>>>

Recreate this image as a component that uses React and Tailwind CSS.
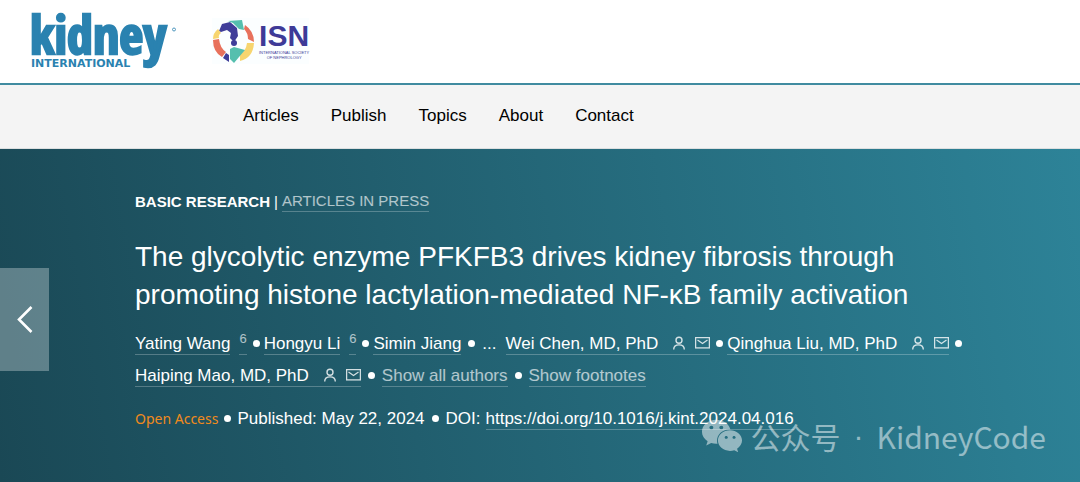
import { FaWeixin } from "react-icons/fa";

const navItems = ["Articles", "Publish", "Topics", "About", "Contact"];

function KidneyLogo() {
  return (
    <a href="#home" aria-label="Kidney International" className="block w-[150px] text-[#2a82b0]">
      <svg viewBox="0 0 150 62" className="block h-[62px] w-[150px] overflow-visible" fill="currentColor">
        <text x="-2" y="43" fontFamily="'Open Sans Condensed', 'Noto Sans Condensed', 'Roboto Condensed', 'Liberation Sans', sans-serif" fontSize="52" fontWeight="700" stroke="currentColor" strokeWidth="2.4">
          kidney
        </text>
        <text x="-1" y="56" fontFamily="'DejaVu Sans', sans-serif" fontSize="11" fontWeight="700">
          INTERNATIONAL
        </text>
        <circle cx="142" cy="18.500" r="1.500" fill="none" stroke="currentColor" strokeWidth="0.8" />
      </svg>
    </a>
  );
}

function IsnLogo() {
  return (
    <a href="#isn" aria-label="International Society of Nephrology" className="flex items-center gap-[3px] bg-[#fbfeff] text-[#3d3a97]">
      <svg viewBox="0 0 44 46" className="h-[46px] w-[44px]">
        <path d="M7 13 L10 6 L18 4 L25 10 L26 18 L22 24 L18 20 L19 15 L15 12 L9 14Z" fill="#3f3d99" />
        <path d="M16 3 L30 2 L32 12 L27 11 L21 5Z" fill="#55bfae" />
        <path d="M33 7 Q42 13 42 24 L36 21 Q36 15 32 11Z" fill="#e8715c" />
        <path d="M42 25 Q41 40 28 43 L28 36 Q34 33 35 25Z" fill="#f7d56f" />
        <path d="M18 31 L22 29 L33 32 L27 39 L22 45 L18 41Z" fill="#55bfae" />
        <path d="M6 11 L9 15 Q6 17 7 20 L1 21 Q1 15 6 11Z" fill="#f7d56f" />
        <path d="M1 22 L7 21 Q8 30 14 34 L10 39 Q1 34 1 22Z" fill="#e8715c" />
        <path d="M11 40 L14 35 L17 37 L17 44Z" fill="#3f3d99" />
        <circle cx="22" cy="25" r="3" fill="#3f3d99" />
      </svg>
      <span className="flex flex-col items-center">
        <span className="font-['Liberation_Sans'] text-[30px] leading-[28px] font-bold">ISN</span>
        <span className="text-center font-['Liberation_Sans'] text-[4px] leading-[5px]">
          INTERNATIONAL SOCIETY
          <br />
          OF NEPHROLOGY
        </span>
      </span>
    </a>
  );
}

function Dot({ className = "" }) {
  return <span className={"h-[7px] w-[7px] shrink-0 rounded-full bg-white " + className} />;
}

function PersonIcon() {
  return (
    <svg viewBox="0 0 14 14" className="h-[14px] w-[14px]" fill="none" stroke="currentColor" strokeWidth="1.400">
      <circle cx="7" cy="4.200" r="3" />
      <path d="M1.700 13.500 C1.700 10.200 4 8.900 7 8.900 S12.300 10.200 12.300 13.500" />
    </svg>
  );
}

function MailIcon() {
  return (
    <svg viewBox="0 0 15 12" className="h-[12px] w-[15px]" fill="none" stroke="currentColor" strokeWidth="1.300">
      <rect x="0.600" y="0.600" width="13.800" height="10.300" />
      <path d="M2.500 3 L7.500 6.500 L12.500 3" />
    </svg>
  );
}

const linkBase = "flex h-[23px] items-center border-b border-white/25 whitespace-nowrap ";

function Author({ name, note, contact = false }) {
  return (
    <>
      <a href="#author" className={linkBase}>
        {name}
        {contact && (
          <span className="ml-[14px] flex items-center gap-[9px] text-white/80">
            <PersonIcon />
            <MailIcon />
          </span>
        )}
      </a>
      {note && (
        <a href="#note" className={linkBase + "ml-[9px] pb-[10px] text-[13px] text-white/65"}>
          {note}
        </a>
      )}
    </>
  );
}

export default function App() {
  return (
    <div className="relative flex min-h-screen flex-col bg-white font-['Liberation_Sans',Arial,sans-serif] text-[17px]">
      <header className="flex h-[85px] items-start gap-[30px] border-b-2 border-[#408ba0] pt-[11px] pl-8">
        <KidneyLogo />
        <div className="pt-[7px]">
          <IsnLogo />
        </div>
      </header>
      <nav className="flex h-16 items-center gap-8 border-b border-[#dcdfe0] bg-[#f4f4f4] pb-px pl-[243px] text-black">
        {navItems.map((item) => (
          <a key={item} href={"#" + item.toLowerCase()}>
            {item}
          </a>
        ))}
      </nav>
      <main className="flex-1 bg-linear-[80deg,#1a4855,#2d8398] pr-20 pb-12 pl-[135px] text-white">
        <div className="flex items-center gap-1 pt-[42px] text-[15px] leading-[21px]">
          <strong>BASIC RESEARCH</strong>
          <span>|</span>
          <a href="#press" className="border-b border-white/25 leading-5 text-white/65">
            ARTICLES IN PRESS
          </a>
        </div>
        <h1 className="mt-[26px] max-w-[800px] text-[28px] leading-[38px]">
          The glycolytic enzyme PFKFB3 drives kidney fibrosis through promoting histone
          lactylation-mediated NF-κB family activation
        </h1>
        <div className="mt-[18px] flex flex-wrap items-center gap-y-[9px] leading-[23px]">
          <Author name="Yating Wang" note="6" />
          <Dot className="mr-1 ml-[6px]" />
          <Author name="Hongyu Li" note="6" />
          <Dot className="mr-1 ml-[6px]" />
          <Author name="Simin Jiang" />
          <Dot className="mx-[7px]" />
          <button type="button" aria-label="More authors" className="mr-[9px]">...</button>
          <Author name="Wei Chen, MD, PhD" contact />
          <Dot className="mr-1 ml-[6px]" />
          <Author name="Qinghua Liu, MD, PhD" contact />
          <Dot className="mx-[6px]" />
          <Author name="Haiping Mao, MD, PhD" contact />
          <Dot className="mx-[7px]" />
          <a href="#authors" className={linkBase + "text-white/65"}>Show all authors</a>
          <Dot className="mx-[7px]" />
          <a href="#footnotes" className={linkBase + "text-white/65"}>Show footnotes</a>
        </div>
        <div className="mt-5 flex flex-wrap items-center leading-[23px]">
          <span className="font-['Noto_Sans'] text-[14px] text-[#f08a1c]">Open Access</span>
          <Dot className="mx-[6px]" />
          <span>Published: May 22, 2024</span>
          <Dot className="mx-[7px]" />
          <span className="mr-[5px]">DOI:</span>
          <a href="https://doi.org/10.1016/j.kint.2024.04.016" className={linkBase}>
            https://doi.org/10.1016/j.kint.2024.04.016
          </a>
        </div>
      </main>
      <button type="button" aria-label="Previous article" className="absolute top-[268px] left-0 flex h-[103px] w-[49px] items-center justify-center bg-white/30 text-white">
        <svg viewBox="0 0 16 27" className="h-[27px] w-4" fill="none" stroke="currentColor" strokeWidth="2.600">
          <path d="M14.500 1 L2 13.500 L14.500 26" />
        </svg>
      </button>
      <div className="absolute right-[34px] bottom-6 flex items-center font-['Noto_Sans_CJK_SC',sans-serif] text-[30px] leading-[44px] text-white/50">
        <FaWeixin className="mr-2 h-[42px] w-[42px]" />
        <span>公众号</span>
        <span className="mx-[13px] font-['Liberation_Sans']">·</span>
        <span>KidneyCode</span>
      </div>
    </div>
  );
}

<<<

WHAT THE TASK ASKS: Extract the full listing above verbatim; pictures are to be left out of the copy.

SOLVED PROBLEM:
Recreate this image as a component that uses React and Tailwind CSS.
import { FaWeixin } from "react-icons/fa";

const navItems = ["Articles", "Publish", "Topics", "About", "Contact"];

function KidneyLogo() {
  return (
    <a href="#home" aria-label="Kidney International" className="block w-[150px] text-[#2a82b0]">
      <svg viewBox="0 0 150 62" className="block h-[62px] w-[150px] overflow-visible" fill="currentColor">
        <text x="-2" y="43" fontFamily="'Open Sans Condensed', 'Noto Sans Condensed', 'Roboto Condensed', 'Liberation Sans', sans-serif" fontSize="52" fontWeight="700" stroke="currentColor" strokeWidth="2.4">
          kidney
        </text>
        <text x="-1" y="56" fontFamily="'DejaVu Sans', sans-serif" fontSize="11" fontWeight="700">
          INTERNATIONAL
        </text>
        <circle cx="142" cy="18.500" r="1.500" fill="none" stroke="currentColor" strokeWidth="0.8" />
      </svg>
    </a>
  );
}

function IsnLogo() {
  return (
    <a href="#isn" aria-label="International Society of Nephrology" className="flex items-center gap-[3px] bg-[#fbfeff] text-[#3d3a97]">
      <svg viewBox="0 0 44 46" className="h-[46px] w-[44px]">
        <path d="M7 13 L10 6 L18 4 L25 10 L26 18 L22 24 L18 20 L19 15 L15 12 L9 14Z" fill="#3f3d99" />
        <path d="M16 3 L30 2 L32 12 L27 11 L21 5Z" fill="#55bfae" />
        <path d="M33 7 Q42 13 42 24 L36 21 Q36 15 32 11Z" fill="#e8715c" />
        <path d="M42 25 Q41 40 28 43 L28 36 Q34 33 35 25Z" fill="#f7d56f" />
        <path d="M18 31 L22 29 L33 32 L27 39 L22 45 L18 41Z" fill="#55bfae" />
        <path d="M6 11 L9 15 Q6 17 7 20 L1 21 Q1 15 6 11Z" fill="#f7d56f" />
        <path d="M1 22 L7 21 Q8 30 14 34 L10 39 Q1 34 1 22Z" fill="#e8715c" />
        <path d="M11 40 L14 35 L17 37 L17 44Z" fill="#3f3d99" />
        <circle cx="22" cy="25" r="3" fill="#3f3d99" />
      </svg>
      <span className="flex flex-col items-center">
        <span className="font-['Liberation_Sans'] text-[30px] leading-[28px] font-bold">ISN</span>
        <span className="text-center font-['Liberation_Sans'] text-[4px] leading-[5px]">
          INTERNATIONAL SOCIETY
          <br />
          OF NEPHROLOGY
        </span>
      </span>
    </a>
  );
}

function Dot({ className = "" }) {
  return <span className={"h-[7px] w-[7px] shrink-0 rounded-full bg-white " + className} />;
}

function PersonIcon() {
  return (
    <svg viewBox="0 0 14 14" className="h-[14px] w-[14px]" fill="none" stroke="currentColor" strokeWidth="1.400">
      <circle cx="7" cy="4.200" r="3" />
      <path d="M1.700 13.500 C1.700 10.200 4 8.900 7 8.900 S12.300 10.200 12.300 13.500" />
    </svg>
  );
}

function MailIcon() {
  return (
    <svg viewBox="0 0 15 12" className="h-[12px] w-[15px]" fill="none" stroke="currentColor" strokeWidth="1.300">
      <rect x="0.600" y="0.600" width="13.800" height="10.300" />
      <path d="M2.500 3 L7.500 6.500 L12.500 3" />
    </svg>
  );
}

const linkBase = "flex h-[23px] items-center border-b border-white/25 whitespace-nowrap ";

function Author({ name, note, contact = false }) {
  return (
    <>
      <a href="#author" className={linkBase}>
        {name}
        {contact && (
          <span className="ml-[14px] flex items-center gap-[9px] text-white/80">
            <PersonIcon />
            <MailIcon />
          </span>
        )}
      </a>
      {note && (
        <a href="#note" className={linkBase + "ml-[9px] pb-[10px] text-[13px] text-white/65"}>
          {note}
        </a>
      )}
    </>
  );
}

export default function App() {
  return (
    <div className="relative flex min-h-screen flex-col bg-white font-['Liberation_Sans',Arial,sans-serif] text-[17px]">
      <header className="flex h-[85px] items-start gap-[30px] border-b-2 border-[#408ba0] pt-[11px] pl-8">
        <KidneyLogo />
        <div className="pt-[7px]">
          <IsnLogo />
        </div>
      </header>
      <nav className="flex h-16 items-center gap-8 border-b border-[#dcdfe0] bg-[#f4f4f4] pb-px pl-[243px] text-black">
        {navItems.map((item) => (
          <a key={item} href={"#" + item.toLowerCase()}>
            {item}
          </a>
        ))}
      </nav>
      <main className="flex-1 bg-linear-[80deg,#1a4855,#2d8398] pr-20 pb-12 pl-[135px] text-white">
        <div className="flex items-center gap-1 pt-[42px] text-[15px] leading-[21px]">
          <strong>BASIC RESEARCH</strong>
          <span>|</span>
          <a href="#press" className="border-b border-white/25 leading-5 text-white/65">
            ARTICLES IN PRESS
          </a>
        </div>
        <h1 className="mt-[26px] max-w-[800px] text-[28px] leading-[38px]">
          The glycolytic enzyme PFKFB3 drives kidney fibrosis through promoting histone
          lactylation-mediated NF-κB family activation
        </h1>
        <div className="mt-[18px] flex flex-wrap items-center gap-y-[9px] leading-[23px]">
          <Author name="Yating Wang" note="6" />
          <Dot className="mr-1 ml-[6px]" />
          <Author name="Hongyu Li" note="6" />
          <Dot className="mr-1 ml-[6px]" />
          <Author name="Simin Jiang" />
          <Dot className="mx-[7px]" />
          <button type="button" aria-label="More authors" className="mr-[9px]">...</button>
          <Author name="Wei Chen, MD, PhD" contact />
          <Dot className="mr-1 ml-[6px]" />
          <Author name="Qinghua Liu, MD, PhD" contact />
          <Dot className="mx-[6px]" />
          <Author name="Haiping Mao, MD, PhD" contact />
          <Dot className="mx-[7px]" />
          <a href="#authors" className={linkBase + "text-white/65"}>Show all authors</a>
          <Dot className="mx-[7px]" />
          <a href="#footnotes" className={linkBase + "text-white/65"}>Show footnotes</a>
        </div>
        <div className="mt-5 flex flex-wrap items-center leading-[23px]">
          <span className="font-['Noto_Sans'] text-[14px] text-[#f08a1c]">Open Access</span>
          <Dot className="mx-[6px]" />
          <span>Published: May 22, 2024</span>
          <Dot className="mx-[7px]" />
          <span className="mr-[5px]">DOI:</span>
          <a href="https://doi.org/10.1016/j.kint.2024.04.016" className={linkBase}>
            https://doi.org/10.1016/j.kint.2024.04.016
          </a>
        </div>
      </main>
      <button type="button" aria-label="Previous article" className="absolute top-[268px] left-0 flex h-[103px] w-[49px] items-center justify-center bg-white/30 text-white">
        <svg viewBox="0 0 16 27" className="h-[27px] w-4" fill="none" stroke="currentColor" strokeWidth="2.600">
          <path d="M14.500 1 L2 13.500 L14.500 26" />
        </svg>
      </button>
      <div className="absolute right-[34px] bottom-6 flex items-center font-['Noto_Sans_CJK_SC',sans-serif] text-[30px] leading-[44px] text-white/50">
        <FaWeixin className="mr-2 h-[42px] w-[42px]" />
        <span>公众号</span>
        <span className="mx-[13px] font-['Liberation_Sans']">·</span>
        <span>KidneyCode</span>
      </div>
    </div>
  );
}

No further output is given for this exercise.